+++ Records for this exercise +++
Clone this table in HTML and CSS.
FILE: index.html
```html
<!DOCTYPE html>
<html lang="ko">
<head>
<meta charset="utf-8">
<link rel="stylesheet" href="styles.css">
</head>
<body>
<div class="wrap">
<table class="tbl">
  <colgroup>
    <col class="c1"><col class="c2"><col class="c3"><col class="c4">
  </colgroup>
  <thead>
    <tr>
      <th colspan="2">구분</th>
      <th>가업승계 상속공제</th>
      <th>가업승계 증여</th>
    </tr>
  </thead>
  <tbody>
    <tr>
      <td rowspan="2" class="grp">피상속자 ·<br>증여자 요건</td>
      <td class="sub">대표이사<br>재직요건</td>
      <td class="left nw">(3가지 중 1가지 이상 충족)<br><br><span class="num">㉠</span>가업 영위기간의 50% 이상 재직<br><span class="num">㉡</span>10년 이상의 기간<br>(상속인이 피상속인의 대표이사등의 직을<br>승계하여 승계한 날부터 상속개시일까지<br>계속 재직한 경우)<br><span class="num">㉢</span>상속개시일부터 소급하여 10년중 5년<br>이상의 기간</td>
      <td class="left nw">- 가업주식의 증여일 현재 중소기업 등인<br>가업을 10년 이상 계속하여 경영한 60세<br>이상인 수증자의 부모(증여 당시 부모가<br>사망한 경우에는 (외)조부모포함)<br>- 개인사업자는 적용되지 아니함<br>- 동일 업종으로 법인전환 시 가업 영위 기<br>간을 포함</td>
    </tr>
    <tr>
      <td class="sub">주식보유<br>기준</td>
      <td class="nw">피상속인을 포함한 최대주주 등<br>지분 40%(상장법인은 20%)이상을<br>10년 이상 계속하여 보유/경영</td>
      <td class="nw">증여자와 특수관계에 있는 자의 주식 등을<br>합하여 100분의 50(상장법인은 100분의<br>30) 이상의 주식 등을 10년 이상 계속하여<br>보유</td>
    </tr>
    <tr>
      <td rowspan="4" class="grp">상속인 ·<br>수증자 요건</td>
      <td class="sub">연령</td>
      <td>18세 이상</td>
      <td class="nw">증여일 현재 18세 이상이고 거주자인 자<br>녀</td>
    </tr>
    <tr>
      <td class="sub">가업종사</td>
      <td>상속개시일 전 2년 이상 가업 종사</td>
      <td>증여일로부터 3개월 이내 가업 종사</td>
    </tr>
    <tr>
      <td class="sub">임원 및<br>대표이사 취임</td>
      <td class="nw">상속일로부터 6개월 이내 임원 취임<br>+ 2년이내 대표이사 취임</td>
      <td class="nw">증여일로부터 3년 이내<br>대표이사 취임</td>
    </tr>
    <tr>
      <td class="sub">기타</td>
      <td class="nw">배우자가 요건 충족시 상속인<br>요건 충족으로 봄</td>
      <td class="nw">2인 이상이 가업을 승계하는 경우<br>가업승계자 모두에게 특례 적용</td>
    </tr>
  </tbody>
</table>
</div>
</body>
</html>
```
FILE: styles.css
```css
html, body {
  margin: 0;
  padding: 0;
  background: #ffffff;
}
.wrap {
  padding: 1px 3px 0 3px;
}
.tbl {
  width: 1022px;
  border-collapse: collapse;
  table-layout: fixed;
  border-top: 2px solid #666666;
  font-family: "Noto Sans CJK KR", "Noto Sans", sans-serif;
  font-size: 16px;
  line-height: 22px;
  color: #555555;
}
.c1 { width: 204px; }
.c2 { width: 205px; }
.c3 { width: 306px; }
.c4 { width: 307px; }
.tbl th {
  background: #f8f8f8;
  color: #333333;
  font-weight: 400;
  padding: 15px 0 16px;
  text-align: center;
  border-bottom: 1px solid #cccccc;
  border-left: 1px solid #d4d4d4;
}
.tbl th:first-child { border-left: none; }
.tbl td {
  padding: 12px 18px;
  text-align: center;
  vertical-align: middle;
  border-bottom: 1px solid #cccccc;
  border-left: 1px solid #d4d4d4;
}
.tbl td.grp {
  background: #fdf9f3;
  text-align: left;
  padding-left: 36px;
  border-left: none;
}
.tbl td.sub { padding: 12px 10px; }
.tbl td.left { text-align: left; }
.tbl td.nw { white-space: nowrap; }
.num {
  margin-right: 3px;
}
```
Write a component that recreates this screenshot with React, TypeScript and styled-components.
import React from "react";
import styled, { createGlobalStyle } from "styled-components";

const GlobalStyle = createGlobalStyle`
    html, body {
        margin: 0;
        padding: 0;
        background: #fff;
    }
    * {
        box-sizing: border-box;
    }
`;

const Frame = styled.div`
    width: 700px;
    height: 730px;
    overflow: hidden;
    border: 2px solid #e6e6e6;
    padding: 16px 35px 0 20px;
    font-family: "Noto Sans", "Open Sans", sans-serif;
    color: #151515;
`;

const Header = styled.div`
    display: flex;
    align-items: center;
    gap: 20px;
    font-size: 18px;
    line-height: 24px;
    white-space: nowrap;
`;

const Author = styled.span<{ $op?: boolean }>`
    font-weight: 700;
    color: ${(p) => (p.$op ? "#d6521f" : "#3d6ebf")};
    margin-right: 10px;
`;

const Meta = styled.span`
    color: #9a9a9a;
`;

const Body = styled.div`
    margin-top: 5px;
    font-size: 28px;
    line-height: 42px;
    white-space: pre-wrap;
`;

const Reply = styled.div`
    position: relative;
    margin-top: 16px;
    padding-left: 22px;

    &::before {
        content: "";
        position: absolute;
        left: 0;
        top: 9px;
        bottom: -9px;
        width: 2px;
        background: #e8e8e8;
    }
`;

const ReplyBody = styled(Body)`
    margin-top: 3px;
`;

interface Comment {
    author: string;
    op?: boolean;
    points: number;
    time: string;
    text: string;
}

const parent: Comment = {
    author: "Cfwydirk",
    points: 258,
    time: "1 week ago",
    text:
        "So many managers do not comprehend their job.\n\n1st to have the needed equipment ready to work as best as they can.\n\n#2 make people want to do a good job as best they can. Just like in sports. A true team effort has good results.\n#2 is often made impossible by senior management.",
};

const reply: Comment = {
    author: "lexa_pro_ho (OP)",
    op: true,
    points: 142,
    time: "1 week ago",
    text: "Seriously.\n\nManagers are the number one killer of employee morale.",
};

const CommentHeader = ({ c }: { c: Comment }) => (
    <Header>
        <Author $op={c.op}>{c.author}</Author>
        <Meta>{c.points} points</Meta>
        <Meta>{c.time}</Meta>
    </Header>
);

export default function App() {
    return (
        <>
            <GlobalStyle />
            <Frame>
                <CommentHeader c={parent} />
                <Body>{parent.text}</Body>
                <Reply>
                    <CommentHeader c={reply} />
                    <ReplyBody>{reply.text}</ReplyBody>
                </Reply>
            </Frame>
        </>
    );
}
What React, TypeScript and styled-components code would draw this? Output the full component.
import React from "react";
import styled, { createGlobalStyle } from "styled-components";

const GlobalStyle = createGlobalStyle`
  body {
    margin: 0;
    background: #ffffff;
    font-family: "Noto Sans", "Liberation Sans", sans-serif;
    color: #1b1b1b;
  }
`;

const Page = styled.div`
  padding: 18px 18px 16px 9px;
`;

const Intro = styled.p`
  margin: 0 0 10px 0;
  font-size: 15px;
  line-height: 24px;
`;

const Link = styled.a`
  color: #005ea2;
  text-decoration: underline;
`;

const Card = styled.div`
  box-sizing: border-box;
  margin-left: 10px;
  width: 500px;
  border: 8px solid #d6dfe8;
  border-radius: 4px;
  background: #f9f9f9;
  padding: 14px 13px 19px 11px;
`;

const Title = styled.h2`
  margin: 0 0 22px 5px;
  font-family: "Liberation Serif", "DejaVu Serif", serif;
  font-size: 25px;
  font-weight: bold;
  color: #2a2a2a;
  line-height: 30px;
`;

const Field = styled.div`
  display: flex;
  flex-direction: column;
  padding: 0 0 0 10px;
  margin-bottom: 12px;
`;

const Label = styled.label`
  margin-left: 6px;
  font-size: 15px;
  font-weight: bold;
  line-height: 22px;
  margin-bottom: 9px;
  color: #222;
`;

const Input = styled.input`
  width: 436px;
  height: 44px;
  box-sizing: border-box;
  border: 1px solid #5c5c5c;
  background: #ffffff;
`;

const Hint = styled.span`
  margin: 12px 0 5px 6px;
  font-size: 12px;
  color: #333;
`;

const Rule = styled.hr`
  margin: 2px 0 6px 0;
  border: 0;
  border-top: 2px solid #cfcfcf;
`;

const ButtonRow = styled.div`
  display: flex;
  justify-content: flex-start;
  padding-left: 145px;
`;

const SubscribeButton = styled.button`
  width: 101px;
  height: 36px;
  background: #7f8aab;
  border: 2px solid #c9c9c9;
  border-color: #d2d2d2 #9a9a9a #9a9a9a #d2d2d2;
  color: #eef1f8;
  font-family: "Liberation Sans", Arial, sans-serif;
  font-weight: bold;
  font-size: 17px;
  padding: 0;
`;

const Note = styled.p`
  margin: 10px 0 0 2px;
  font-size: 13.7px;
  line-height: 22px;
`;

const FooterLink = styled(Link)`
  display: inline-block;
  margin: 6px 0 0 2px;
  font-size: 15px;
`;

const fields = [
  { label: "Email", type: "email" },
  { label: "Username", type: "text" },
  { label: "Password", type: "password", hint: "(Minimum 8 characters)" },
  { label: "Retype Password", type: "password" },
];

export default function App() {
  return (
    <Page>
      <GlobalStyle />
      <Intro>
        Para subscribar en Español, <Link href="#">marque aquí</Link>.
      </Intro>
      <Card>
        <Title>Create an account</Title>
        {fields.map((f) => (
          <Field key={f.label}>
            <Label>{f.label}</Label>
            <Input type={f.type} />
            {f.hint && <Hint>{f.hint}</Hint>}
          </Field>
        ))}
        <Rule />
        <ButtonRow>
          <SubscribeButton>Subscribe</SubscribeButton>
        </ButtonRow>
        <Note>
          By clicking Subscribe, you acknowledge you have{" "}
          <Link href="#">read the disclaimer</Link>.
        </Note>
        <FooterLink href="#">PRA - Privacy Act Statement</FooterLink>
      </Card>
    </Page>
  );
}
+++
▶ **What is needed**: Check each line of the entries for the string "React". Copy the lines that have it.

▶ **Complete answer**:
Write a component that recreates this screenshot with React, TypeScript and styled-components.
import React from "react";
What React, TypeScript and styled-components code would draw this? Output the full component.
import React from "react";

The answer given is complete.